I'm sure the lawyers looked at all the legal angles but I don't know if they thought about the perception. But on a scale from 1 to "what were they thinking" this is pretty minor.


It’s very similar for Khronos, the github org of which contains projects that aren’t official Khronos products, but just something related and made by one of Khronos members.


When you leave employment at Google do you typically retain your github account and contribution rights to the repo?


Most people I think just use their personal github but join the Google org. And then you get booted from it when you quit.

Commit rights, I'm actually not clear on, but by default I think you'd lose rights. I believe there's likely a process for keeping them,, but I don't recall what it is. The one repo I contributed to that followed this process was essentially abandoned long before I left Google.

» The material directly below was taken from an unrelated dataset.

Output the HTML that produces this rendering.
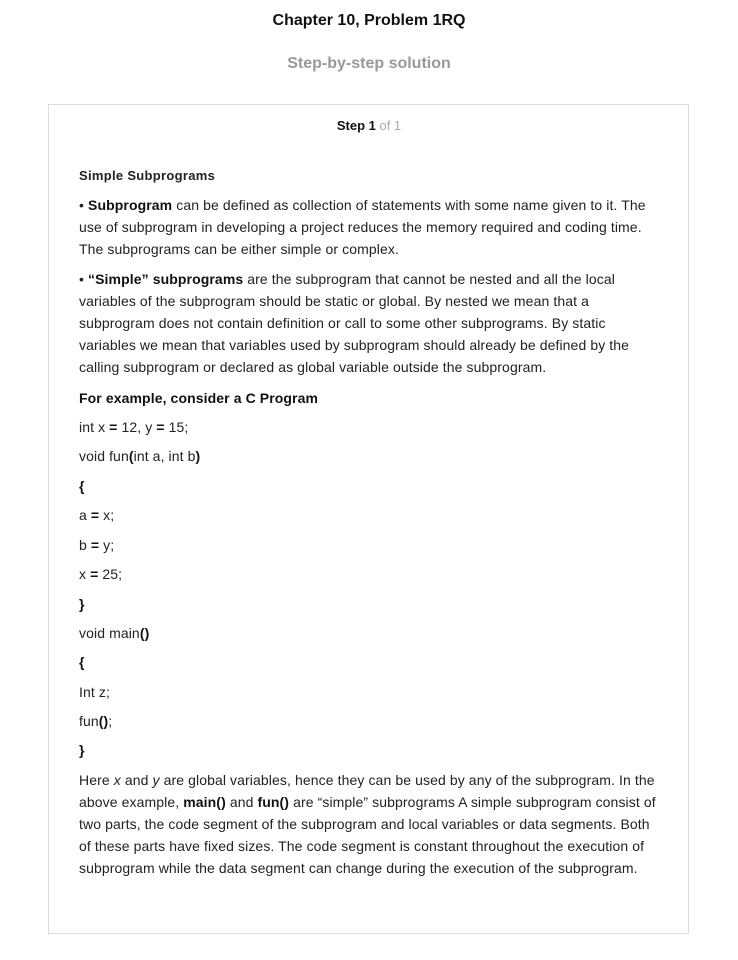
<!DOCTYPE html>
<html><head><meta charset="utf-8"><style>
body{margin:0;width:738px;height:960px;background:#fff;font-family:"Liberation Sans",Arial,sans-serif;color:#222;position:relative;overflow:hidden}
.a{position:absolute;white-space:nowrap}
.t{left:0;width:738px;text-align:center;font-weight:bold}
.box{position:absolute;left:48px;top:104px;width:639px;height:828px;border:1px solid #ddd}
.p{left:79px;font-size:14px;line-height:22px;letter-spacing:0.1px}
b{font-weight:bold;color:#111}
</style></head><body>
<div class="a t" style="top:10px;font-size:16px;line-height:22px;color:#111">Chapter 10, Problem 1RQ</div>
<div class="a t" style="top:53px;font-size:16px;line-height:22px;color:#999">Step-by-step solution</div>
<div class="box"></div>
<div class="a t" style="top:117px;font-size:13px;line-height:18px;color:#111">Step 1 <span style="font-weight:normal;color:#aaa">of 1</span></div>
<div class="a p" style="top:165px;font-weight:bold;font-size:13px;letter-spacing:0.3px">Simple Subprograms</div>
<div class="a p" style="top:194px">• <b>Subprogram</b> can be defined as collection of statements with some name given to it. The<br>use of subprogram in developing a project reduces the memory required and coding time.<br>The subprograms can be either simple or complex.</div>
<div class="a p" style="top:268px">• <b>“Simple” subprograms</b> are the subprogram that cannot be nested and all the local<br>variables of the subprogram should be static or global. By nested we mean that a<br>subprogram does not contain definition or call to some other subprograms. By static<br>variables we mean that variables used by subprogram should already be defined by the<br>calling subprogram or declared as global variable outside the subprogram.</div>
<div class="a p" style="top:387px"><b>For example, consider a C Program</b></div>
<div class="a p" style="top:416px">int x <b>=</b> 12, y <b>=</b> 15;</div>
<div class="a p" style="top:445px">void fun<b>(</b>int a, int b<b>)</b></div>
<div class="a p" style="top:475px"><b>{</b></div>
<div class="a p" style="top:504px">a <b>=</b> x;</div>
<div class="a p" style="top:534px">b <b>=</b> y;</div>
<div class="a p" style="top:563px">x <b>=</b> 25;</div>
<div class="a p" style="top:593px"><b>}</b></div>
<div class="a p" style="top:622px">void main<b>()</b></div>
<div class="a p" style="top:651px"><b>{</b></div>
<div class="a p" style="top:681px">Int z;</div>
<div class="a p" style="top:710px">fun<b>()</b>;</div>
<div class="a p" style="top:739px"><b>}</b></div>
<div class="a p" style="top:769px">Here <i>x</i> and <i>y</i> are global variables, hence they can be used by any of the subprogram. In the<br>above example, <b>main()</b> and <b>fun()</b> are “simple” subprograms A simple subprogram consist of<br>two parts, the code segment of the subprogram and local variables or data segments. Both<br>of these parts have fixed sizes. The code segment is constant throughout the execution of<br>subprogram while the data segment can change during the execution of the subprogram.</div>
</body></html>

Thanks, that's interesting. Is any production Google code written this way, or is it only Google-adjacent open source?


There are definitely things under the google github org that are used in production, though they are typically mirrored from Google3 in some way. But not sure what, if any, has its origins in a personal open source projects.


i work on https://github.com/google/pytype which is largely developed internally and then pushed to github every few days. the github commits are associated with the team's personal github accounts. pytype is not an "official google product" insofar as the open source version is presented as is without official google support, but it is "production code" in the sense that it is very much used extensively within google.


Neat. Just in time for a project I'm working on. Thanks for sharing!